Writing for JOTWELL's Legal History Section,
Kunal Parker (University of Miami School of Law) has posted an admiring
review of
Tocqueville's Nightmare, by my co-blogger
Daniel R. Ernst (Georgetown University Law Center). Here's the first paragraph:
Daniel Ernst’s book, Tocqueville’s Nightmare: The Administrative State in America,
is a significant addition to the growing literature on the history of
the administrative state. However, it also compels a rethinking of the
received historiography of twentieth century American legal thought. It
is to the latter contribution that I will devote this brief review.
Here's a bit more:
We often tell the history of American legal thought in the first half
of the twentieth century as a history of the retreat of “law” before
the advance of democratic “politics.” The New Deal, accompanied by the
U.S. Supreme Court’s decision to rethink its position in Lochner,
represents the triumph of democratic “politics,” the displacement of
law generated by a common lawyerly judiciary by law generated by
legislatures and the administrative agencies they created.

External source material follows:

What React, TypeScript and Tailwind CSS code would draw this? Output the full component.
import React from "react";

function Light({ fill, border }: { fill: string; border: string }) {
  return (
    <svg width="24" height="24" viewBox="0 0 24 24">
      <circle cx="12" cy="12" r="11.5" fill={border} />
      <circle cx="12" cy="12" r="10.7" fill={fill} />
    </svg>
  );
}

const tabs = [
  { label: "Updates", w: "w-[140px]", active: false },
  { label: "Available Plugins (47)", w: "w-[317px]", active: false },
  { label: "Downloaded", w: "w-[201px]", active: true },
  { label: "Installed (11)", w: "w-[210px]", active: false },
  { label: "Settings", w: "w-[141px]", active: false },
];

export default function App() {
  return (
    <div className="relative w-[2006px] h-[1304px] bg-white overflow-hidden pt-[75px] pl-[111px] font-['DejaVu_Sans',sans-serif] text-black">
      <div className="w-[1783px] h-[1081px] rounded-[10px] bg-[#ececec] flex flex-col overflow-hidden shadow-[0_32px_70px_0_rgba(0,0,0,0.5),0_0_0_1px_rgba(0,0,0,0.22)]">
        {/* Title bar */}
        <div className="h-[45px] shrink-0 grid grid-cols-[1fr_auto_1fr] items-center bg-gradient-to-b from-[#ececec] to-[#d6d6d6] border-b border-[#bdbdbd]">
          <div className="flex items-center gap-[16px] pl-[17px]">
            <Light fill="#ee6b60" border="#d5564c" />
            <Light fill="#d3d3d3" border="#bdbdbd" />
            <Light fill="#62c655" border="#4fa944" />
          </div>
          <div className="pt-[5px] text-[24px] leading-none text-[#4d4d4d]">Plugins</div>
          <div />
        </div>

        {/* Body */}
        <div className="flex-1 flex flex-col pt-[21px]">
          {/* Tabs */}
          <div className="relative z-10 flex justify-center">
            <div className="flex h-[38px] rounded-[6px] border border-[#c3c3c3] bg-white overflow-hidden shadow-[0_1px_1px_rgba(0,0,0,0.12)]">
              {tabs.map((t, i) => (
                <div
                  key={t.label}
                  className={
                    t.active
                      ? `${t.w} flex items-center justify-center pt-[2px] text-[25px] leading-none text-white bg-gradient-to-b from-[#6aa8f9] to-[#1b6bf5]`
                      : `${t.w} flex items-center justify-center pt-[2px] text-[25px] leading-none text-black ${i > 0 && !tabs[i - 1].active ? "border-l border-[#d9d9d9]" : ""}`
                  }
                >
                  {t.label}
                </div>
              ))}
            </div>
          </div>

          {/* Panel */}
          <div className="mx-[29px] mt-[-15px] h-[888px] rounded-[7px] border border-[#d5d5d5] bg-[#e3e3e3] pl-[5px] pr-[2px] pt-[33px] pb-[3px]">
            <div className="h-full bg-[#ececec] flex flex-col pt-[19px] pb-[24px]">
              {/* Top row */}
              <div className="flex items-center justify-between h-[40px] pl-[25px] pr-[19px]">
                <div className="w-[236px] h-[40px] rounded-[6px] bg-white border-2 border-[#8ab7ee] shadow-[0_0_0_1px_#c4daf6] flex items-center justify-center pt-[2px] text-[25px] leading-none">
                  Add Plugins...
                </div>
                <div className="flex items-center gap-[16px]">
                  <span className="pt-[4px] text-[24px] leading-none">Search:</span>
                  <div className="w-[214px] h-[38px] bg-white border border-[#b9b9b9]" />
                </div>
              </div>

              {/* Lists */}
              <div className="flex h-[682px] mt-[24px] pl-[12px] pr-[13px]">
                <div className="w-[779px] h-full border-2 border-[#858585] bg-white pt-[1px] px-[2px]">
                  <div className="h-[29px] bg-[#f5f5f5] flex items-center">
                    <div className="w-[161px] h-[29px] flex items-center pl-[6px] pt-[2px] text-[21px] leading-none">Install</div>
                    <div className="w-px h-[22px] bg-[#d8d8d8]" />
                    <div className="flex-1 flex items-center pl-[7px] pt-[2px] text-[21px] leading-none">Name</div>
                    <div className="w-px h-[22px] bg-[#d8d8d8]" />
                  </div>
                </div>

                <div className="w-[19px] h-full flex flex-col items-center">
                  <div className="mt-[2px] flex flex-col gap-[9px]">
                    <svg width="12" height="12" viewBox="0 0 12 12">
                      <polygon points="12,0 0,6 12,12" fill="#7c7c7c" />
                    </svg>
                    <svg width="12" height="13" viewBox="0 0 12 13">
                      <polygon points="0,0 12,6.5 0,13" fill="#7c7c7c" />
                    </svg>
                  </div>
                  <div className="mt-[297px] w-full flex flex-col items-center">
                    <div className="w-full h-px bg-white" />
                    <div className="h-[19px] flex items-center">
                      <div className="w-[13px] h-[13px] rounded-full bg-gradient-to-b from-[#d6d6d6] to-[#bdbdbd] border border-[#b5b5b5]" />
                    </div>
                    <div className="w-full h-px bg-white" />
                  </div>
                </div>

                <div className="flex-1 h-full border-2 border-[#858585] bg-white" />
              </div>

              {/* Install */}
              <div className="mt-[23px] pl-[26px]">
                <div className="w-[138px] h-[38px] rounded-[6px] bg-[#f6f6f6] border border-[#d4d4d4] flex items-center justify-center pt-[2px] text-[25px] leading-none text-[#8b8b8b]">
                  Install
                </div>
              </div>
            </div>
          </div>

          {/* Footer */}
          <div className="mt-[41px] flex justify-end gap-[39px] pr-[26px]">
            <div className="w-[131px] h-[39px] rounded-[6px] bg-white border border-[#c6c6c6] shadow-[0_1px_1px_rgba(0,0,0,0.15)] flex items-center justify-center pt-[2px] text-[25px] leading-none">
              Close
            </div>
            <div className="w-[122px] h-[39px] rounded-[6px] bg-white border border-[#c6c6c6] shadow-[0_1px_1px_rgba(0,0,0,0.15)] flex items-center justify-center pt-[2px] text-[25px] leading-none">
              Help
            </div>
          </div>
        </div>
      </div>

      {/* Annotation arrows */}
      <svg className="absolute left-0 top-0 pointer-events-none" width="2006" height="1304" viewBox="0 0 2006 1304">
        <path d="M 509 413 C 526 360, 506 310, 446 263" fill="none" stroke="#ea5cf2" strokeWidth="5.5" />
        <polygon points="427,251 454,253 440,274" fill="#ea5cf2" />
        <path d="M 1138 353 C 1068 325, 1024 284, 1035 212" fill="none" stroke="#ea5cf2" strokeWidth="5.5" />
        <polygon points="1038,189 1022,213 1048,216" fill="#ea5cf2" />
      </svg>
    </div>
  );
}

Ernst’s book complicates this story considerably. If one follows the
implications of his account, the story of the contest between “law” and
democratic “politics” in the first half of the twentieth century is not
any simple story of the retreat of “law” before the forces of
democratic “politics.” It is instead a story of how “law,” by giving up
its ability to check democratic “politics” on substantive grounds,
instead suffused democratic “politics”—one important locus of which was
the new administrative state—by becoming procedure. Through his
study of politics of the early twentieth century administrative state,
Ernst thus gives us rich substantive account of one important site of
the changing career of “law” in relationship to democratic “politics,”
of its emerging ontology as procedure.
Read on
here.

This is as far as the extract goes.